*** (out of 5)
February 1, 2008
Jessica Alba as SYDNEY WELLS
Alessandro Nivola as DR. PAUL FAULKNER
Parker Posey as HELEN WELLS
Rade Serbedzija as SIMON MCCULLOUGH
Fernanda Romero as ANA CHRISTINA MARTINEZ
Rachael Ticotin as ROSA MARTINEZ
Directed by: David Moreau and Xavier Palud
BY KEVIN CARR
As a whole, I’m getting really tired of remakes of Japanese horror movies. Fortunately, “The Eye” comes from Hong Kong.
To some, it may seem like just another Asian import, but the cultural differences between Chinese and Japanese filmmaking gave the original a fresh feel, compared to the deluge of J-horror coming across the ocean. While there are some similar suspense techniques and imagery, it didn’t feel as tired as the Japanese films that have been overdone as of late.

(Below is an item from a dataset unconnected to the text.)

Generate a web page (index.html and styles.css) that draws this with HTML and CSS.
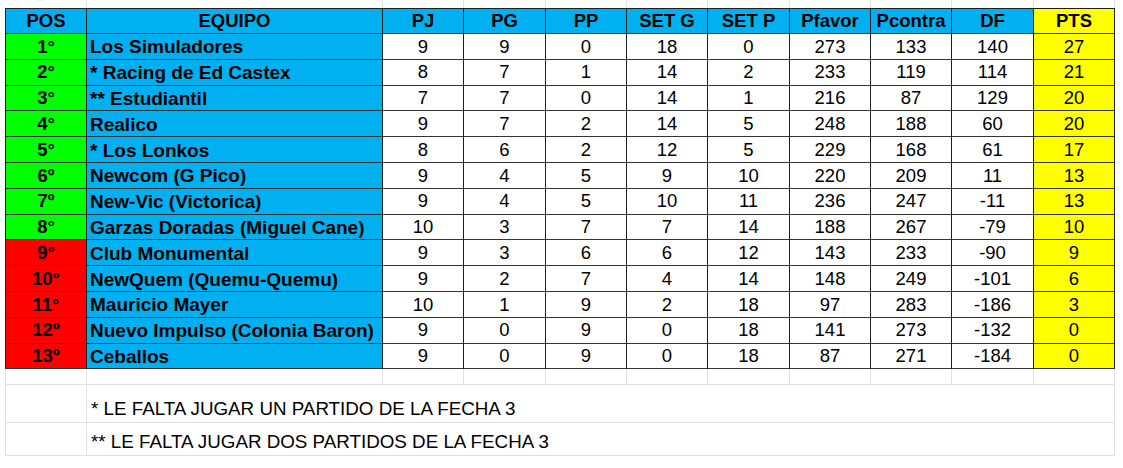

“The Eye” tells the story of a blind woman named Sydney Wells (Jessica Alba), who gets a cornea transplant. While her new eyes are working well, she suddenly discovers that they work too well. Not only do they allow her to see, they allow her to see the dead. Sydney is haunted by ghostly visions, and no one will believe her. She soon decides to track down her donor to solve the mystery.

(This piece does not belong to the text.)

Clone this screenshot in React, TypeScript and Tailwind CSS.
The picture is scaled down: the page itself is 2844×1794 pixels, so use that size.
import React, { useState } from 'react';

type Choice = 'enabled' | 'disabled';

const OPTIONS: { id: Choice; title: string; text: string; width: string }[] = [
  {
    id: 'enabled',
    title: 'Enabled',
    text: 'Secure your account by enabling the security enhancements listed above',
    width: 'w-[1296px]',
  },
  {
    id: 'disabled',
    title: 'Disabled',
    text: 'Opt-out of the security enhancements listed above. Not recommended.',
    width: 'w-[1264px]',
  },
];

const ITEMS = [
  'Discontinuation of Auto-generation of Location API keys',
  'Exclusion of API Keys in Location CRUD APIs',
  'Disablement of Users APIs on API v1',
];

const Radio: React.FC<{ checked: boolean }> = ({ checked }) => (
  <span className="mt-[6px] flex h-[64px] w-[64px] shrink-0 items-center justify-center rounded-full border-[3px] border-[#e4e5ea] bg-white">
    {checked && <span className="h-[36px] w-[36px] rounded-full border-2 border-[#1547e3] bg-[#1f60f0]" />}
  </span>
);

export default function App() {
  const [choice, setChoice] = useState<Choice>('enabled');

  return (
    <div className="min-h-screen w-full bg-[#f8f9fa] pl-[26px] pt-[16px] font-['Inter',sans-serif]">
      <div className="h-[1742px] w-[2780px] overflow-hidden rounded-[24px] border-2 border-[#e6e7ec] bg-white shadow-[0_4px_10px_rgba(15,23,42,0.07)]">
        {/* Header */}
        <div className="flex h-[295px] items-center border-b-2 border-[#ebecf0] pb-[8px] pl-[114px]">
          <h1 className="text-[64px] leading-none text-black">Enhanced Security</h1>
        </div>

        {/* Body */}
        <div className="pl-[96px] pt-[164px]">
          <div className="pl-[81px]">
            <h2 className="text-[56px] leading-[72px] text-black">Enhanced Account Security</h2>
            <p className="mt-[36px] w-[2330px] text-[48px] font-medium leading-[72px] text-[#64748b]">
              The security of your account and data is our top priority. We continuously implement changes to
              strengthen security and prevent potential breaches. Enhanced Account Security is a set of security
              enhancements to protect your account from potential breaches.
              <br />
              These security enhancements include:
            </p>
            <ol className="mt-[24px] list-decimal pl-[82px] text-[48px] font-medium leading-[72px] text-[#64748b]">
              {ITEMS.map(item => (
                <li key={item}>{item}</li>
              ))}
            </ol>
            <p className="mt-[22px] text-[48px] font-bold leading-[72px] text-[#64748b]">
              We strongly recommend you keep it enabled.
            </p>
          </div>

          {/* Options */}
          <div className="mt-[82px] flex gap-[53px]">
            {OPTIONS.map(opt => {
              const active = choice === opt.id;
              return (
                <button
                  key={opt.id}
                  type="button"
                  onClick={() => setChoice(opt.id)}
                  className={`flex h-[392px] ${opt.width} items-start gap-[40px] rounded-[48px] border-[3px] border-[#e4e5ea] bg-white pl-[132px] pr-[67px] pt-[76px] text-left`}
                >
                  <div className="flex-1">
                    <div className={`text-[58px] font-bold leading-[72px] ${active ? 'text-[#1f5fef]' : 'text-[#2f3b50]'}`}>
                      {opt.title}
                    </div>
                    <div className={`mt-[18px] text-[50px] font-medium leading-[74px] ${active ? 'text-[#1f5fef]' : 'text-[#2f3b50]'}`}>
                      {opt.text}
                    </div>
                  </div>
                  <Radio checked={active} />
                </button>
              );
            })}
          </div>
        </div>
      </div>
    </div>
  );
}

As far as remakes go, this film is practically a carbon copy of the original Chinese-language film, which was directed by the Pang Brothers. If you’re familiar with the original, you’ll probably appreciate the remake. Some shots are taken directly from the first film, and there are minimal changes, many of which are for cultural reasons. (For example, in the original, the main character still lives with her family while Jessica Alba’s incarnation is more independent.)
Of course, Asian horror buffs will probably skewer this film for being too Americanized and treading on the good memory of the original. However, I think this had a smoother transition than most Asian imports. It manages to keep many of the creepier moments and still have an impact.
And it doesn’t hurt to have Jessica Alba in the movie. She’s worth a bump in the grade for the film simply because she’s probably the most beautiful actress in Hollywood today. And she seems unencumbered by playing in less artsy, middle-grade films. I hope she doesn’t get too big of an ego and start to demand some Oscar bait films. I like her in the pure entertainment spectrum.
Overall, Alba carries herself through the film, and she works well with indie darling Parker Posey. The only real acting stumble comes from Alessandro Nivola, who seems to keep getting roles even though he pretty much peaked in “Jurassic Park III.”
The story works for an early-year horror flick. There are some moments that derail a bit, with no explanation and some cheap grabs at startling the audience. And in the middle of the film, the story does bog down a bit with some padding that looks like it came out of a independent music video. However, with a relatively short running time, “The Eye” kept my interest.
However, I wouldn’t go expecting an overtly scary movie. There are some nice horror elements, but I really never saw anything that chilling. The suspense was only so-so, and it’s the concepts behind the film that I found more interesting than the scary moments.
Considering “The Eye” was held from critics for review, it turned out to be surprisingly decent – much better than the putrid “One Missed Call” we were assaulted with last month.